Figure 9.18 Two competing audio applications overloading the R1-to-R2 link
Given that the two applications in Figure 9.18 cannot both be satisfied simultaneously, what should the network do? Allowing both to proceed with an unusable QoS wastes network resources on application flows that ultimately provide no utility to the end user. The answer is hopefully clear—one of the application flows should be blocked (that is, denied access to the network), while the other should be allowed to proceed on, using the full 1 Mbps needed by the application. The telephone network is an example of a network that performs such call blocking—if the required resources (an end-to-end circuit in the case of the telephone network) cannot be allocated to the call, the call is blocked (prevented from entering the network) and a busy signal is returned to the user. In our example, there is no gain in allowing a flow into the network if it will not receive a sufficient QoS to be considered usable. Indeed, there is a cost to admitting a flow that does not receive its needed QoS, as network resources are being used to support a flow that provides no utility to the end user.

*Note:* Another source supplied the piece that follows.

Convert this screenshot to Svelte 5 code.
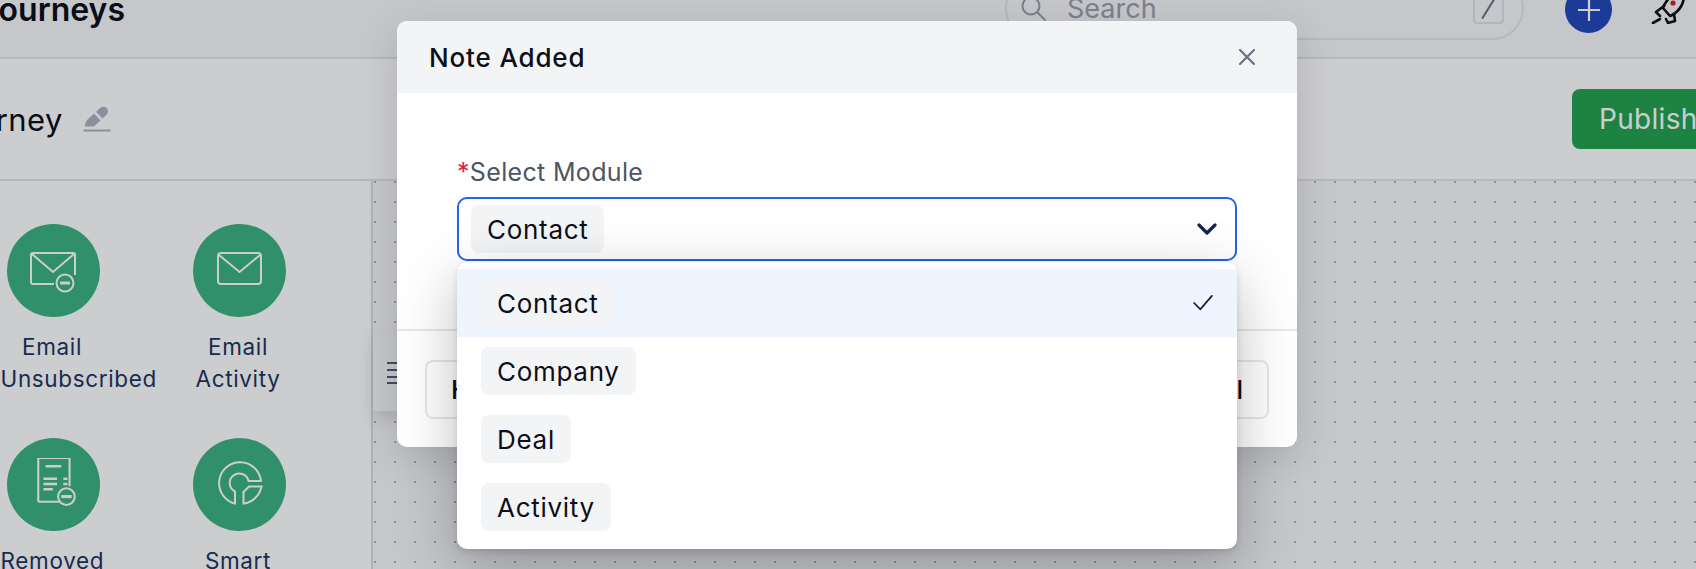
<script>
  const tiles = [
    { label: 'Email Unsubscribed', icon: 'unsub' },
    { label: 'Email Activity', icon: 'mail' },
    { label: 'Removed from List', icon: 'removed' },
    { label: 'Smart Segment', icon: 'smart' }
  ];
  const modules = ['Contact', 'Company', 'Deal', 'Activity'];
</script>

<div class="page">
  <header class="topbar">
    <h1 class="brand">Journeys</h1>
    <div class="search">
      <svg class="mag" viewBox="0 0 26 26" width="26" height="26" fill="none" stroke="#9aa0aa" stroke-width="2"><circle cx="10" cy="10" r="8.500"/><path d="M16.500 16.500l7.500 7.500" stroke-linecap="round"/></svg>
      <span class="search-text">Search</span>
      <span class="slash"><svg viewBox="0 0 30 30" width="30" height="30" fill="none" stroke="#707784" stroke-width="2.400" stroke-linecap="round"><path d="M8.500 27L24 2"/></svg></span>
    </div>
    <button class="plus" aria-label="Add">
      <svg viewBox="0 0 24 24" width="24" height="24" stroke="#fff" stroke-width="2.200" fill="none"><path d="M12 1v22M1 12h22"/></svg>
    </button>
    <svg class="rocket" viewBox="0 0 36 32" width="36" height="32" fill="none" stroke="#0d0f14" stroke-width="2.600" stroke-linecap="round" stroke-linejoin="round">
      <path d="M34 0C26 0 17 5 13 16L20 24C30 20 35 10 34 0Z"/>
      <circle cx="23" cy="11" r="2.600" fill="#d3202a" stroke="none"/>
      <path d="M14 14L6 20L10 24M24 22L25 29L18 31L16 27M3 31L10 27"/>
    </svg>
  </header>

  <section class="subbar">
    <span class="journey-name">Journey</span>
    <svg class="pencil" viewBox="0 0 28 28" width="28" height="28" fill="#aeb4c0">
      <path d="M2 22.500c0-3 .8-5.500 2.800-7.300L11 9.500l6.500 7-6.200 5.400c-.6.400-1.200.6-2 .6z"/>
      <path d="M13 7.700l4-3.700c2-1.800 5-1.800 6.800.2s1.600 4.800-.3 6.600l-4 3.700z"/>
      <rect x="0.500" y="25.500" width="27" height="2"/>
    </svg>
    <button class="publish">Publish</button>
  </section>

  <main class="body">
    <aside class="sidebar">
      {#each tiles as t}
        <div class="tile">
          <div class="circle">
            {#if t.icon === 'unsub'}
              <svg class="ic-down" viewBox="0 0 46 46" width="46" height="46" fill="none" stroke="#fff" stroke-width="2">
                <path d="M24 33H3c-1 0-2-1-2-2V4c0-1 1-2 2-2h40c1 0 2 1 2 2v20"/>
                <path d="M2 3l21 18L44 3"/>
                <circle cx="35" cy="32" r="8.500"/>
                <path d="M30 32h10" stroke-width="3"/>
              </svg>
            {:else if t.icon === 'mail'}
              <svg class="ic-down" viewBox="0 0 46 46" width="46" height="46" fill="none" stroke="#fff" stroke-width="2">
                <rect x="2" y="2" width="43" height="31" rx="3"/>
                <path d="M3 4l20.500 17L44 4"/>
              </svg>
            {:else if t.icon === 'removed'}
              <svg class="ic-doc" viewBox="0 0 46 46" width="48" height="48" fill="none" stroke="#fff" stroke-width="2">
                <path d="M26 42H7c-.6 0-1-.4-1-1V1c0-.6.4-1 1-1h28c.6 0 1 .4 1 1v26"/>
                <path d="M13 8h15M11 20h13M11 25h13M11 30h9M30 20h4M30 25h4" stroke-width="2.400"/>
                <circle cx="33" cy="37" r="8"/>
                <path d="M28 37h10" stroke-width="3"/>
              </svg>
            {:else}
              <svg class="ic-smart" viewBox="0 0 46 46" width="46" height="46" fill="none" stroke="#fff" stroke-width="2">
                <path d="M44 21A21 21 0 1 0 18 43.500V31.500A9.500 9.500 0 1 1 31.500 21Z"/>
                <path d="M26.500 43.500V32L32 26.500H44.500A21 21 0 0 1 26.500 43.500Z"/>
              </svg>
            {/if}
          </div>
          <div class="tile-label">{t.label}</div>
        </div>
      {/each}
    </aside>
    <div class="canvas">
      <div class="toolbar">
        <svg viewBox="0 0 12 24" width="12" height="24" stroke="#1b2b4b" stroke-width="1.600"><path d="M0 2h12M0 9h12M0 16h12M0 22h12"/></svg>
      </div>
    </div>
  </main>

  <div class="overlay"></div>

  <div class="modal">
    <div class="modal-head">
      <span class="modal-title">Note Added</span>
      <svg viewBox="0 0 18 18" width="18" height="18" stroke="#6b7280" stroke-width="2.200" stroke-linecap="round"><path d="M2 2l14 14M16 2L2 16"/></svg>
    </div>
    <div class="modal-body">
      <div class="field-label"><span class="req">*</span>Select Module</div>
      <div class="select">
        <span class="chip">Contact</span>
        <svg class="chev" viewBox="0 0 20 12" width="20" height="12" fill="none" stroke="#14264a" stroke-width="3.200" stroke-linecap="round" stroke-linejoin="round"><path d="M2 2l8 8 8-8"/></svg>
      </div>
    </div>
    <div class="modal-foot">
      <button class="btn">Help</button>
      <button class="btn">Cancel</button>
    </div>
    <div class="menu">
      {#each modules as m, i}
        <div class="opt" class:active={i === 0}>
          <span class="chip">{m}</span>
          {#if i === 0}
            <svg class="check" viewBox="0 0 22 18" width="20" height="16" fill="none" stroke="#111827" stroke-width="1.900" stroke-linecap="round"><path d="M1 9l7 7L21 1"/></svg>
          {/if}
        </div>
      {/each}
    </div>
  </div>
</div>

<style>
  :global(body) {
    margin: 0;
    font-family: Inter, "Liberation Sans", sans-serif;
  }
  button { font: inherit; border: none; }
  .page {
    position: relative;
    width: 1696px;
    height: 569px;
    overflow: hidden;
    background: #fff;
    display: flex;
    flex-direction: column;
  }
  .topbar {
    height: 57px;
    flex: none;
    background: #f7f8fa;
    border-bottom: 2px solid #e4e5e9;
    box-sizing: content-box;
    position: relative;
    display: flex;
    align-items: flex-end;
  }
  .brand {
    margin: 0 0 29px -20px;
    font-size: 32px;
    line-height: 36px;
    font-weight: 600;
    color: #0b0f19;
  }
  .search {
    margin-left: auto;
    margin-bottom: 17px;
    width: 519px;
    height: 64px;
    box-sizing: border-box;
    border: 2px solid #e4e5e9;
    border-radius: 32px;
    display: flex;
    align-items: flex-end;
    padding: 0 18px 8px 14px;
  }
  .mag { margin-bottom: 8px; margin-right: 20px; }
  .search-text {
    font-size: 27px;
    line-height: 32px;
    margin-bottom: 5px;
    color: #9ca1ab;
  }
  .slash {
    margin-left: auto;
    margin-bottom: 6px;
    width: 31px;
    height: 34px;
    box-sizing: border-box;
    border: 2px solid #e0e2e7;
    border-radius: 4px;
    display: flex;
    justify-content: center;
    align-items: flex-end;
    overflow: hidden;
  }
  .plus {
    width: 47px;
    height: 47px;
    border-radius: 50%;
    background: #2349bb;
    padding: 0;
    margin-left: 41px;
    margin-bottom: 24px;
    display: flex;
    align-items: center;
    justify-content: center;
  }
  .rocket { margin: 0 10px 33px 38px; }
  .subbar {
    height: 120px;
    flex: none;
    background: #fff;
    border-bottom: 2px solid #e4e5e9;
    display: flex;
    align-items: center;
  }
  .journey-name {
    margin-left: -60px;
    font-size: 31px;
    letter-spacing: 0.4px;
    color: #0b0f19;
    font-weight: 400;
  }
  .pencil { margin-left: 20px; margin-top: -2px; }
  .publish {
    margin-left: auto;
    margin-right: -40px;
    margin-top: -1px;
    width: 164px;
    height: 60px;
    background: #24a350;
    color: #fff;
    font-size: 28px;
    letter-spacing: 0.3px;
    border-radius: 8px;
    text-align: left;
    padding: 0 0 0 27px;
  }
  .body {
    flex: 1;
    display: flex;
    min-height: 0;
  }
  .sidebar {
    width: 413px;
    margin-left: -40px;
    flex: none;
    box-sizing: border-box;
    border-right: 2px solid #dcdde2;
    display: grid;
    grid-template-columns: 186px 186px;
    grid-auto-rows: 214px;
    padding-top: 43px;
    background: #fff;
  }
  .tile {
    display: flex;
    flex-direction: column;
    align-items: center;
  }
  .circle {
    width: 93px;
    height: 93px;
    border-radius: 50%;
    background: #3db383;
    display: flex;
    align-items: center;
    justify-content: center;
  }
  .ic-down { margin-top: 6px; }
  .ic-doc { margin: -6px 0 0 5px; }
  .ic-smart { margin: -4px 0 0 2px; }
  .tile-label {
    margin-top: 14px;
    margin-right: 2px;
    width: 103px;
    text-align: center;
    font-size: 22.500px;
    letter-spacing: 0.65px;
    line-height: 32px;
    color: #1f3560;
  }
  .canvas {
    flex: 1;
    background-color: #f7f8fa;
    background-image: radial-gradient(circle at 2px 1px, #b4b5b9 1.3px, transparent 1.4px);
    background-size: 20px 20px;
    padding-top: 154px;
  }
  .toolbar {
    width: 500px;
    height: 76px;
    background: #f7f8fa;
    display: flex;
    align-items: center;
    padding-left: 14px;
    box-sizing: border-box;
    box-shadow: 0 6px 16px rgba(0, 0, 0, 0.12);
  }
  .overlay {
    position: absolute;
    inset: 0;
    background: rgba(0, 5, 15, 0.2);
  }
  .modal {
    position: absolute;
    left: 397px;
    top: 21px;
    width: 900px;
    height: 426px;
    background: #fff;
    border-radius: 10px;
    box-shadow: 0 10px 40px rgba(0, 0, 0, 0.14);
    display: flex;
    flex-direction: column;
  }
  .modal-head {
    height: 72px;
    flex: none;
    background: #f3f4f6;
    border-radius: 10px 10px 0 0;
    display: flex;
    align-items: center;
    justify-content: space-between;
    padding: 0 41px 0 32px;
  }
  .modal-title {
    font-size: 26px;
    font-weight: 500;
    letter-spacing: 0.85px;
    color: #0b0f19;
  }
  .modal-body {
    flex: 1;
    padding: 0 60px;
  }
  .field-label {
    margin-top: 63px;
    font-size: 25px;
    letter-spacing: 0.33px;
    line-height: 32px;
    color: #4b5563;
  }
  .req { color: #e11d48; }
  .select {
    margin-top: 9px;
    height: 64px;
    box-sizing: border-box;
    border: 2px solid #2563eb;
    border-radius: 10px;
    display: flex;
    align-items: center;
    justify-content: space-between;
    padding: 0 18px 0 12px;
  }
  .chip {
    display: inline-flex;
    align-items: center;
    height: 48px;
    padding: 0 16px;
    background: #f3f4f6;
    border-radius: 8px;
    font-size: 26px;
    letter-spacing: 0.7px;
    color: #0b0f19;
  }
  .modal-foot {
    height: 118px;
    flex: none;
    border-top: 2px solid #e5e7eb;
    box-sizing: border-box;
    display: flex;
    align-items: center;
    justify-content: space-between;
    padding: 0 28px;
  }
  .btn {
    height: 59px;
    padding: 0 24px;
    background: #fff;
    border: 2px solid #e5e7eb;
    border-radius: 8px;
    font-size: 26px;
    font-weight: 500;
    color: #0b0f19;
  }
  .menu {
    position: absolute;
    left: 60px;
    top: 241px;
    width: 780px;
    height: 287px;
    box-sizing: border-box;
    padding-top: 7px;
    background: #fff;
    border-radius: 10px;
    box-shadow: 0 18px 60px rgba(0, 0, 0, 0.26), 0 3px 6px rgba(0, 0, 0, 0.12);
  }
  .opt {
    height: 68px;
    display: flex;
    align-items: center;
    justify-content: space-between;
    padding: 0 24px;
  }
  .opt.active { background: #eef5fe; }
</style>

By explicitly admitting or blocking flows based on their resource requirements, and the source requirements of already-admitted flows, the network can guarantee that admitted flows will be able to receive their requested QoS. Implicit in the need to provide a guaranteed QoS to a flow is the need for the flow to declare its QoS requirements. This process of having a flow declare its QoS requirement, and then having the network either accept the flow (at the required QoS) or block the flow is referred to as the call admission process. This then is our fourth insight (in addition to the three earlier insights from Section 9.5.2,) into the mechanisms needed to provide QoS.

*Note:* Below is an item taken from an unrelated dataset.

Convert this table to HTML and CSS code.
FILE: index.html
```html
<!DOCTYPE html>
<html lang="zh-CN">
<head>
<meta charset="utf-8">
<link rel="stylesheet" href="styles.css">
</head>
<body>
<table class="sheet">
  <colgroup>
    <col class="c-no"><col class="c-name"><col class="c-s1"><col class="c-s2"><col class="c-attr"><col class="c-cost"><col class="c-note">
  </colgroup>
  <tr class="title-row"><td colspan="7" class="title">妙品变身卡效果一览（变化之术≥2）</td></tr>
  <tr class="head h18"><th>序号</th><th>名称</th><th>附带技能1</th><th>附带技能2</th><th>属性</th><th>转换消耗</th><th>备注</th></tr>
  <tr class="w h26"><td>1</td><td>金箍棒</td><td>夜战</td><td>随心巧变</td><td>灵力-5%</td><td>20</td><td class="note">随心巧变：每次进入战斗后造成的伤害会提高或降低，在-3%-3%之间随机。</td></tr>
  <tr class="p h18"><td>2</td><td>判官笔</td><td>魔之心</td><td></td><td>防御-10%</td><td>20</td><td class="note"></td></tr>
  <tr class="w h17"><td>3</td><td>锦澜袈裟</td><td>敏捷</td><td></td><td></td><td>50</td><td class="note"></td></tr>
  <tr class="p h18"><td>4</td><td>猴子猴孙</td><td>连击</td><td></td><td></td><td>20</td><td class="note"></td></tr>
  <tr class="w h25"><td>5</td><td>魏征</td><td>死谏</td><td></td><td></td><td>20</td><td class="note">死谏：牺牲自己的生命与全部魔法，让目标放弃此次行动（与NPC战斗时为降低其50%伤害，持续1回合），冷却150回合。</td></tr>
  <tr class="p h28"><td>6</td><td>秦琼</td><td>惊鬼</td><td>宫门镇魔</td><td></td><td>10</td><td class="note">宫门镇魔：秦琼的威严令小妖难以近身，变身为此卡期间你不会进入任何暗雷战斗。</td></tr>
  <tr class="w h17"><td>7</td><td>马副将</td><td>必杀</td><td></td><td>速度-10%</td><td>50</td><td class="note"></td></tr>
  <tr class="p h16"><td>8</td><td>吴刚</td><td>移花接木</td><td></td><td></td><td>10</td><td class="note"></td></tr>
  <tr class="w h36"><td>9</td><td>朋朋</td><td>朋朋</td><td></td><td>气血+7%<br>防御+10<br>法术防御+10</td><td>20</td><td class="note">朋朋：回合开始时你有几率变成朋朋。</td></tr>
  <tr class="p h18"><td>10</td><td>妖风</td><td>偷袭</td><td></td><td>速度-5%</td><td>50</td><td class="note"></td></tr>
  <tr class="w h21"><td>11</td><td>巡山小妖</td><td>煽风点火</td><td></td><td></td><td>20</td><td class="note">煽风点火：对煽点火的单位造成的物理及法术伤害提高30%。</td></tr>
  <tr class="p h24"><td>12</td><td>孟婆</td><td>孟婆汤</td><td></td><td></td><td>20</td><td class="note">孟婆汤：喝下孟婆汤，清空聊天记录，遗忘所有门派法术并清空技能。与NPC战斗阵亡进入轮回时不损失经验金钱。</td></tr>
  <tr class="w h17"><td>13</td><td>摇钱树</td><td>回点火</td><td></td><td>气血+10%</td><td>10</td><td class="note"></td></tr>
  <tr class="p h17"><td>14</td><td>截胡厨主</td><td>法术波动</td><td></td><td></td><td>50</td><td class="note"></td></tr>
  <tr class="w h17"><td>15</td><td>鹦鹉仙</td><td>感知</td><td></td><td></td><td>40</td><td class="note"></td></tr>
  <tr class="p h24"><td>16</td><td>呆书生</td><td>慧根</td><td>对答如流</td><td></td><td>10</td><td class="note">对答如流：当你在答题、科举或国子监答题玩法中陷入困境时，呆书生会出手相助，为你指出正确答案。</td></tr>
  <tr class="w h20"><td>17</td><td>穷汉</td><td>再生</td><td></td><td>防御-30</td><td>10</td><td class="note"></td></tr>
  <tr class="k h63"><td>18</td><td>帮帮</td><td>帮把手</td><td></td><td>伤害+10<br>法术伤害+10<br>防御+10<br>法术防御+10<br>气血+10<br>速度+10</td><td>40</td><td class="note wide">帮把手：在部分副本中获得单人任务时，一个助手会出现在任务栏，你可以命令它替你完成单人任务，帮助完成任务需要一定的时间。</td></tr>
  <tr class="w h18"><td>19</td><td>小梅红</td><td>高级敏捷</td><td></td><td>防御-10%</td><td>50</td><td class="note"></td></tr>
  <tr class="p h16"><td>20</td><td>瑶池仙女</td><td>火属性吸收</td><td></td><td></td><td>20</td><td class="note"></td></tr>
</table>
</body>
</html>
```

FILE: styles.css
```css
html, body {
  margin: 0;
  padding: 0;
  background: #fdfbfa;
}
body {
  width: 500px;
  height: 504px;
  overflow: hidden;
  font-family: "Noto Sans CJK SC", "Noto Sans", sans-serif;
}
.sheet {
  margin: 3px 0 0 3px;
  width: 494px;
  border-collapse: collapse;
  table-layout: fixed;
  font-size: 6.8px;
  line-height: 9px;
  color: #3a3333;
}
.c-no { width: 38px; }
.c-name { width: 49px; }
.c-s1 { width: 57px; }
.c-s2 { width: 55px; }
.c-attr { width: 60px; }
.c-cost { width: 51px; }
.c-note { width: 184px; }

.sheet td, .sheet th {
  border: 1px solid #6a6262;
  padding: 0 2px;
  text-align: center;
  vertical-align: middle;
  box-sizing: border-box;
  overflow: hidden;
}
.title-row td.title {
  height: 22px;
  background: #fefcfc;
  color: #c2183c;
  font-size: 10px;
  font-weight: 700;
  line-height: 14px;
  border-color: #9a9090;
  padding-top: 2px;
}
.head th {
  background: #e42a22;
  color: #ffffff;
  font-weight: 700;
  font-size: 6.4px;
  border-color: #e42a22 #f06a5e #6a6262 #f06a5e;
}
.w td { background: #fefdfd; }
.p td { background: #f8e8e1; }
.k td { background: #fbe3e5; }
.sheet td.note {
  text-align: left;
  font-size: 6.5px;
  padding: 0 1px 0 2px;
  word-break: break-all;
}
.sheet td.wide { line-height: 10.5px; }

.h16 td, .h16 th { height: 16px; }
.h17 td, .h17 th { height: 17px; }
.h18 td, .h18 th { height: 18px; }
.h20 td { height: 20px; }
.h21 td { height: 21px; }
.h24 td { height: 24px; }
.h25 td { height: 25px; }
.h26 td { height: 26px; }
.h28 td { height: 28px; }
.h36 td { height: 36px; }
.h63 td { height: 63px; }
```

Insight 4: If sufficient resources will not always be available, and QoS is to be guaranteed, a call admission process is needed in which flows declare their QoS requirements and are then either admitted to the network (at the required QoS) or blocked from the network (if the required QoS cannot be provided by the network).
Our motivating example in Figure 9.18 highlights the need for several new network mechanisms and protocols if a call (an end-to-end flow) is to be guaranteed a given quality of service once it begins:
Resource reservation. The only way to guarantee that a call will have the resources (link bandwidth, buffers) needed to meet its desired QoS is to explicitly allocate those resources to the call—a process known in networking parlance as resource reservation. Once resources are reserved, the call has on-demand access to these resources throughout its duration, regardless of the demands of all other calls. If a call reserves and receives a guarantee of x Mbps of link bandwidth, and never transmits at a rate greater than x, the call will see loss- and delay-free performance.
Call admission. If resources are to be reserved, then the network must have a mechanism for calls to request and reserve resources. Since resources are not infinite, a call making a call admission
request will be denied admission, that is, be blocked, if the requested resources are not available. Such a call admission is performed by the telephone network—we request resources when we dial a number. If the circuits (TDMA slots) needed to complete the call are available, the circuits are allocated and the call is completed. If the circuits are not available, then the call is blocked, and we receive a busy signal. A blocked call can try again to gain admission to the network, but it is not allowed to send traffic into the network until it has successfully completed the call admission process. Of course, a router that allocates link bandwidth should not allocate more than is available at that link. Typically, a call may reserve only a fraction of the link’s bandwidth, and so a router may allocate link bandwidth to more than one call. However, the sum of the allocated bandwidth to all calls should be less than the link capacity if hard quality of service guarantees are to be provided. - Call setup signaling. The call admission process described above requires that a call be able to reserve sufficient resources at each and every network router on its source-to-destination path to ensure that its end-to-end QoS requirement is met. Each router must determine the local resources required by the session, consider the amounts of its resources that are already committed to other ongoing sessions, and determine whether it has sufficient resources to satisfy the per-hop QoS requirement of the session at this router without violating local QoS guarantees made to an already- admitted session. A signaling protocol is needed to coordinate these various activities—the per-hop allocation of local resources, as well as the overall end-to-end decision of whether or not the call has been able to reserve sufficient resources at each and every router on the end-to-end path. This is the job of the call setup protocol, as shown in Figure 9.19. The RSVP protocol [Zhang 1993, RFC 2210] was proposed for this purpose within an Internet architecture for providing quality-of-service guarantees. In ATM networks, the Q2931b protocol [Black 1995] carries this information among the ATM network’s switches and end point.
Despite a tremendous amount of research and development, and even products that provide for per- connection quality of service guarantees, there has been almost no extended deployment of such services. There are many possible reasons. First and foremost, it may well be the case that the simple application-level mechanisms that we studied in Sections 9.2 through 9.4, combined with proper network dimensioning (Section 9.5.1) provide “good enough” best-effort network service for multimedia applications. In addition, the added complexity and cost of deploying and managing a network that provides per-connection quality of service guarantees may be judged by ISPs to be simply too high given predicted customer revenues for that service.